My dad cheated. There was also physical, emotional, and verbal abuse.
What did it teach me? I will not tolerate cheating or any type of abuse aforementioned and I will not ever cheat on any boyfriend. Taught me not to take things for granted. Had to grow up at a young age to deal with life. Luckily my mom is a strong and hardworker. We supported eachother and made it.
Although it didn't work out for my parents, I do want to get married someday.
Reply 17
Original post by Jakeh
My Dad decided to cheat on my mum for about 3 years.
What did it teach me?

Quite a lot. I have a tonne of respect for women and will never EVER overstep my mark or pressure or do anything to a woman that would make them feel uncomfortable. Helping my mum get through it was the hardest thing in my life to date and it's made me really understand just how difficult relationships are. She sacrificed everything. A job in Australia, her A levels, a degree, her friends, her life, all for this guy, she was with him from the age of 13.

Devastated doesn't cut it and to this day I will never, ever let myself do that. I will never cheat on any girlfriend I am with, ever, no matter how tough it gets, I had an opportunity once years ago and I did the right thing then and I'd do the right thing if I was with someone today. I never want to cause that pain to anyone.

It taught me to be as open and honest as I can be, I don't really lie anymore (to anyone), I would rather give the hard truth than get caught out lieing, even if it means getting in the **** today.
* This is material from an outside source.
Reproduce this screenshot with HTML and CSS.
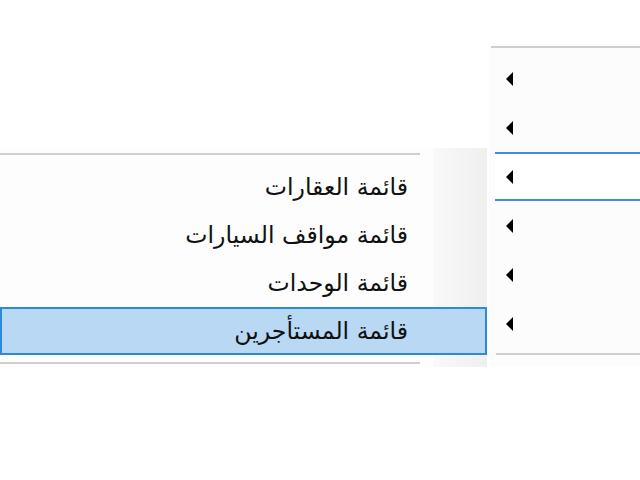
FILE: index.html
```html
<!DOCTYPE html>
<html lang="ar">

<head>
    <meta charset="UTF-8">
    <title>القوائم</title>
    <link rel="stylesheet" href="styles.css">
</head>

<body>
    <div class="desk">
        <div class="menu main-menu">
            <hr class="sep sep-top">
            <div class="item"><span class="arrow"></span></div>
            <div class="item"><span class="arrow"></span></div>
            <div class="item focus"><span class="arrow"></span></div>
            <div class="item"><span class="arrow"></span></div>
            <div class="item"><span class="arrow"></span></div>
            <div class="item"><span class="arrow"></span></div>
            <hr class="sep sep-bottom">
        </div>

        <div class="menu sub-menu" dir="rtl">
            <hr class="sep">
            <div class="subitem">قائمة العقارات</div>
            <div class="subitem">قائمة مواقف السيارات</div>
            <div class="subitem">قائمة الوحدات</div>
            <div class="subitem active">قائمة المستأجرين</div>
            <hr class="sep sep-low">
        </div>
    </div>
</body>

</html>
```

FILE: styles.css
```css
body {
    margin: 0;
    padding: 0;
    background-color: #ffffff;
    font-family: 'DejaVu Sans', 'Noto Sans', sans-serif;
}

.desk {
    position: relative;
    width: 640px;
    height: 480px;
    overflow: hidden;
}

.menu {
    position: absolute;
    box-sizing: border-box;
}

.sep {
    border: none;
    height: 2px;
    margin: 0;
    background-color: #cfcfcf;
}

.main-menu {
    left: 489px;
    top: 46px;
    width: 151px;
    height: 320px;
    background-color: #fcfcfc;
}

.main-menu .sep-top {
    margin: 0 0 6px 2px;
}

.main-menu .sep-bottom {
    margin: 5px 0 0 7px;
}

.item {
    height: 49px;
    box-sizing: border-box;
    display: flex;
    align-items: center;
    padding-left: 11px;
    margin-left: 6px;
}

.item.focus {
    border-top: 2px solid #3c8fe0;
    border-bottom: 2px solid #3c8fe0;
    background-color: #ffffff;
}

.arrow {
    width: 0;
    height: 0;
    border-top: 7px solid transparent;
    border-bottom: 7px solid transparent;
    border-right: 7px solid #000000;
}

.sub-menu {
    left: 0;
    top: 148px;
    width: 487px;
    height: 219px;
    padding-top: 5px;
    background: linear-gradient(to right, #fdfdfd 0, #fdfdfd 433px, #f9f9f9 433px, #efefef 100%);
}

.sub-menu .sep {
    margin: 0 67px 8px 0;
}

.sub-menu .sep-low {
    margin: 7px 67px 0 0;
}

.subitem {
    height: 48px;
    box-sizing: border-box;
    display: flex;
    align-items: center;
    padding-right: 79px;
    font-size: 23.6px;
    color: #111111;
}

.subitem.active {
    background-color: #b8d8f3;
    border: 2px solid #2d89da;
    padding-right: 77px;
}
```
It's better to be honest I feel.

I think negatively it's taught me that relationships rarely work, even childhood sweethearts couldn't make it work, so I do think I criticise and worry about stuff in relationships trying to seek "perfection", when ultimately there is no such thing. Relationships are a lot of work, hard work. With giving and taking, lots of compromises and lots of tough times.

It's also probably negatively impacted me as I am constantly worried that I am settling down to early and what happens if she leaves me, how will I find someone else, so mostly impacted me physcologically.

But yeah. Divorce sucks. Relationships are ****ing tough. Marriage must be even harder.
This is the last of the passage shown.